An artificial intelligence (AI) tool is more effective than clinical prognostic markers for predicting long-term outcomes in patients with prostate cancer, according to a study presented at the ASCO Genitourinary Cancers Symposium 2022.
“AI tools have significant advantages over traditional risk stratification tools for patients with prostate cancer,” said Osama Mohamad, MD, PhD, of the University of California, San Francisco, when presenting this study at the meeting.
“They can perform across different needs…, they are quick, they are robust, they can be developed on thousands of patient samples without consuming any tissues. Thus, we think that AI tools represent a very good solution for global expansion of very useful prognostic markers for prostate cancer.”
Continue Reading
With their study, Dr Mohamad and colleagues used data from 5 phase 3 prostate cancer trials. To develop a multimodal AI tool, the researchers used pathology image data as well as clinical data, including T-stage, baseline prostate-specific antigen (PSA) level, combined Gleason score, primary Gleason, secondary Gleason, and age.
The researchers then developed 6 models for predicting 6 outcomes — biochemical failure at 5 years and 10 years, distant metastasis at 5 years and 10 years, 10-year prostate cancer-specific survival (PCSS), and 10-year overall survival (OS).
The researchers used 16,204 pretreatment histopathology slides from 5654 patients to train and validate the models. The team used 80% of the samples to train the models and 20% to validate them.
The researchers then compared the AI tool to National Comprehensive Cancer Network (NCCN) guidelines, which use PSA, digital rectal examination, and Gleason score to risk stratify patients.
The AI tool outperformed the NCCN model for all endpoints, including:
- 5-year distant metastasis (area under the curve [AUC], 0.837 vs 0.735)
- 10-year distant metastasis (AUC, 0.781 vs 0.701)
- 5-year biochemical failure (AUC, 0.670 vs 0.585)
- 10-year biochemical failure (AUC, 0.657 vs 0.602)
- 10-year PCSS (AUC, 0.765 vs 0.677)
- 10-year OS (AUC, 0.652 vs 0.585).
Based on these results, Dr Mohamad concluded that the AI tool can successfully predict long-term, clinically relevant outcomes for patients with prostate cancer.

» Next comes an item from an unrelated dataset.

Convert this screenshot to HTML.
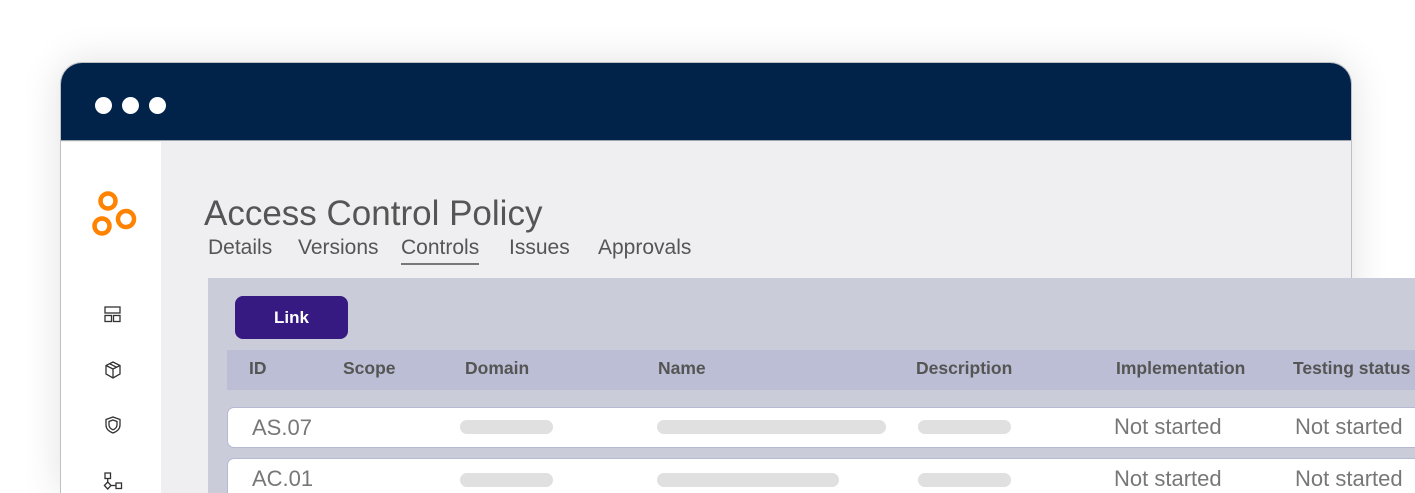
<!DOCTYPE html>
<html><head><style>
*{margin:0;padding:0;box-sizing:border-box}
html,body{width:1415px;height:493px;overflow:hidden}
body{background:#fff;position:relative;font-family:"Liberation Sans",sans-serif}
.clip{position:absolute;left:0;top:0;width:1415px;height:493px;overflow:hidden}
.win{position:absolute;left:60px;top:62px;width:1292px;height:431px;border-radius:22px 22px 0 0;background:#efeff1;border:1.5px solid #bfc0c4;border-bottom:none;box-shadow:0 0 40px rgba(0,0,0,0.12);overflow:hidden}
.top{position:absolute;left:0;top:0;right:0;height:78px;background:#012249;border-bottom:1.5px solid #a0a4ac}
.dot{position:absolute;top:34px;width:17px;height:17px;border-radius:50%;background:#fff}
.side{position:absolute;left:0;top:79px;width:100px;height:400px;background:#fff}
.t{position:absolute;color:#555;white-space:nowrap}
.panel{position:absolute;left:208px;top:278px;width:1220px;height:215px;background:#cbccd9}
.hdr{position:absolute;left:227px;top:350px;width:1200px;height:40px;background:#bbbed4}
.row{position:absolute;left:227px;width:1200px;height:41px;background:#fff;border:1.5px solid #b6b9d2;border-radius:7px}
.bar{position:absolute;height:14px;border-radius:7px;background:#e0e0e0}
.h{position:absolute;top:358px;font-size:17.5px;font-weight:bold;color:#555}
.c{position:absolute;font-size:22px;color:#777}
</style></head><body><div class="clip">
<div class="win">
<div class="top"><div class="dot" style="left:34px"></div><div class="dot" style="left:61px"></div><div class="dot" style="left:88px"></div></div>
<div class="side"></div>
</div>
<svg style="position:absolute;left:90px;top:190px" width="50" height="50"><g fill="none" stroke="#ff8200" stroke-width="4.5"><circle cx="18" cy="11" r="7.5"/><circle cx="12" cy="36" r="7.5"/><circle cx="36" cy="29" r="8"/></g></svg>
<svg style="position:absolute;left:103px;top:305px" width="20" height="20" fill="none" stroke="#333" stroke-width="1.3"><rect x="2" y="2" width="15" height="6"/><rect x="2" y="10.5" width="6.5" height="6"/><rect x="10.5" y="10.5" width="6.5" height="6"/></svg>
<svg style="position:absolute;left:103px;top:360px" width="20" height="20" fill="none" stroke="#333" stroke-width="1.3"><path d="M10 2L17 5.5V14L10 18L3 14V5.5Z M3 5.5L10 9L17 5.5 M10 9V18 M6.5 3.7L13.5 7.2"/></svg>
<svg style="position:absolute;left:103px;top:415px" width="20" height="22" fill="none" stroke="#333" stroke-width="1.3"><path d="M10 2L17 4.5V10C17 14 14 16.5 10 18C6 16.5 3 14 3 10V4.5Z"/><path d="M10 5L14 6.5V10C14 12.3 12.2 13.8 10 14.8C7.8 13.8 6 12.3 6 10V6.5Z"/></svg>
<svg style="position:absolute;left:103px;top:472px" width="22" height="21" fill="none" stroke="#333" stroke-width="1.3"><rect x="2" y="1" width="5.5" height="5.5"/><path d="M4.7 6.5V10"/><path d="M4.7 10L8 13.5L4.7 17L1.4 13.5Z"/><path d="M8 13.5H13"/><rect x="13" y="11" width="5.5" height="5.5"/></svg>
<div class="t" style="left:204px;top:194px;font-size:35px">Access Control Policy</div>
<div class="t" style="left:208px;top:236px;font-size:21px">Details</div>
<div class="t" style="left:298px;top:236px;font-size:21px">Versions</div>
<div class="t" style="left:401px;top:236px;font-size:21px">Controls</div>
<div style="position:absolute;left:401px;top:263px;width:78px;height:2px;background:#777"></div>
<div class="t" style="left:509px;top:236px;font-size:21px">Issues</div>
<div class="t" style="left:598px;top:236px;font-size:21px">Approvals</div>
<div class="panel"></div>
<div style="position:absolute;left:235px;top:296px;width:113px;height:43px;background:#361981;border-radius:8px;color:#fff;font-weight:bold;font-size:17px;text-align:center;line-height:43px">Link</div>
<div class="hdr"></div>
<div class="h" style="left:249px">ID</div>
<div class="h" style="left:343px">Scope</div>
<div class="h" style="left:465px">Domain</div>
<div class="h" style="left:658px">Name</div>
<div class="h" style="left:916px">Description</div>
<div class="h" style="left:1116px">Implementation</div>
<div class="h" style="left:1293px">Testing status</div>
<div class="row" style="top:407px"></div>
<div class="row" style="top:458px"></div>
<div class="c" style="left:252px;top:415px">AS.07</div>
<div class="c" style="left:252px;top:466px">AC.01</div>
<div class="bar" style="left:460px;top:420px;width:93px"></div>
<div class="bar" style="left:657px;top:420px;width:229px"></div>
<div class="bar" style="left:918px;top:420px;width:93px"></div>
<div class="bar" style="left:460px;top:473px;width:93px"></div>
<div class="bar" style="left:657px;top:473px;width:182px"></div>
<div class="bar" style="left:918px;top:473px;width:93px"></div>
<div class="c" style="left:1114px;top:414px">Not started</div>
<div class="c" style="left:1295px;top:414px">Not started</div>
<div class="c" style="left:1114px;top:466px">Not started</div>
<div class="c" style="left:1295px;top:466px">Not started</div>
</div></body></html>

Disclosures: Some study authors declared affiliations with biotech, pharmaceutical, and/or device companies. Please see the original reference for a full list of disclosures.
Reference
Esteva A, Feng J, Huang S-C, et al. Development and validation of a prognostic AI biomarker using multi-modal deep learning with digital histopathology in localized prostate cancer on NRG Oncology phase III clinical trials. Presented at ASCO GU 2022; February 17-19, 2022. Abstract 222.